May 21 (Reuters) – Ralph Lauren shares surged about 10% in morning trading on Thursday after the high-end apparel brand beat quarterly revenue estimates, buoyed by strong sales in China as affluent shoppers continued to buy Polo shirts and cable-knit jumpers.

Sales in Asia led the revenue growth with “exceptionally strong” results in China during the Lunar New Year, CEO Patrice Louvet said in a call with analysts, pointing to more than 50% sales growth in the country. Wall Street investors are focused on how luxury brands are performing in the Chinese market, where consumers have shown signs of strain in recent months and luxury spending has faltered.

The jump in shares put Ralph Lauren’s stock on track for its largest daily increase since April 2025.

The nearly 60-year-old American label reported quarterly revenue of $1.98 billion, above analysts’ estimate of $1.85 billion. The company forecast mid-single-digit revenue growth for the current fiscal year, while warning of some strain from the Middle East conflict and high energy prices.

Founded by designer Ralph Lauren in 1967 as a line of ties before rising to the top ranks of American fashion, the brand is among companies that have recently bucked the trend of a slowdown in the global luxury sector. It embarked on a turnaround plan about a decade ago and analysts attribute its recent success in part to the brand’s growing appeal among a younger generation of shoppers, while maintaining a multi-generational consumer base.

Under the leadership of Louvet, who took charge in 2017, Ralph Lauren has made a concerted effort to lure in a new generation through youth-focused products and social media engagement.

Analysts have also attributed its recent momentum to its market position as a value player compared to many luxury competitors.

Ralph Lauren sells $118 polo shirts and $498 leather bags – in addition to bags that well exceed $3,000. Its range of price points has helped maintain its appeal, analysts noted, even as shoppers balk at price hikes from major luxury players.

“Ralph Lauren has had the benefit that it had more room to grow to Asia and Europe as compared with other luxury apparel firms,” said David Swartz, analyst at Morningstar.

The U.S. brand’s strong results stand in contrast to a quarterly report last month from LVMH , a bellwether for the global luxury sector, which said the war in Iran shaved at ​least 1 percentage point off global sales due to weaker spending in Gulf shopping hubs such as Dubai. Global quarterly sales at the French luxury giant rose by just 1% when adjusted for currency swings, slightly below analyst estimates.

On an adjusted basis, Ralph Lauren posted earnings per share of $2.80 for the reported quarter, topping an estimate of $2.55 per share. The company, which implemented selective price hikes over past quarters, sees gains from strong full-price sales across its apparel and accessories brands.

PRESSURE IN EUROPE

Ralph Lauren reported double-digit revenue growth on a reported basis in Europe in the recently ended quarter to $620 million. But a drop in tourism to Europe due to Middle East tensions as well as strain on European shoppers’ wallets could dampen its results in the region this year, executives warned.

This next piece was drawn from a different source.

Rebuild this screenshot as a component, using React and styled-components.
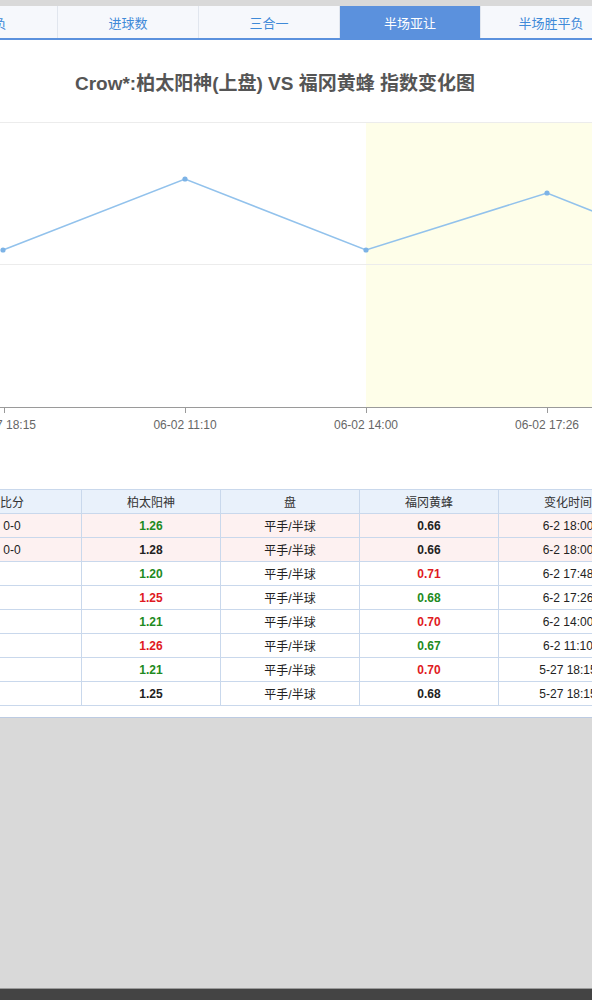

“We are taking a more prudent view of the Europe operating environment looking ahead, given some of the energy and consumer sentiment pressures that we’re seeing there,” Louvet told analysts.

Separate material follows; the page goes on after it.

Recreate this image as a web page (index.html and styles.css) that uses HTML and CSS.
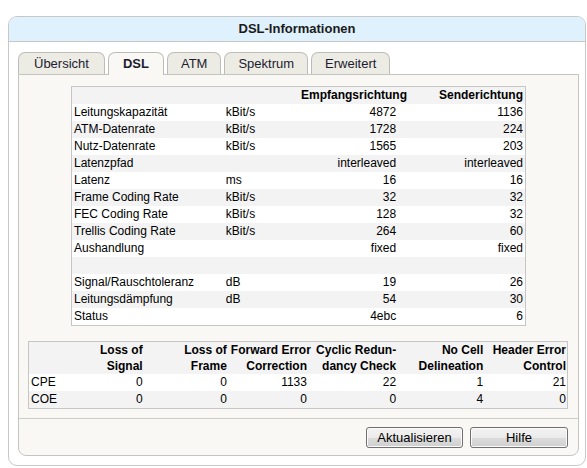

The company said its outlook does not currently assume any potential impact from tariff refunds.

It now expects revenue in its current quarter, which ends in June, to increase in the mid- to high-single digits on a constant currency basis, compared with analysts’ estimate of a 6.9% rise, according to data compiled by LSEG.

It also expects annual constant currency revenues to increase by about mid-single digits over last year, centered around 4% to 5%.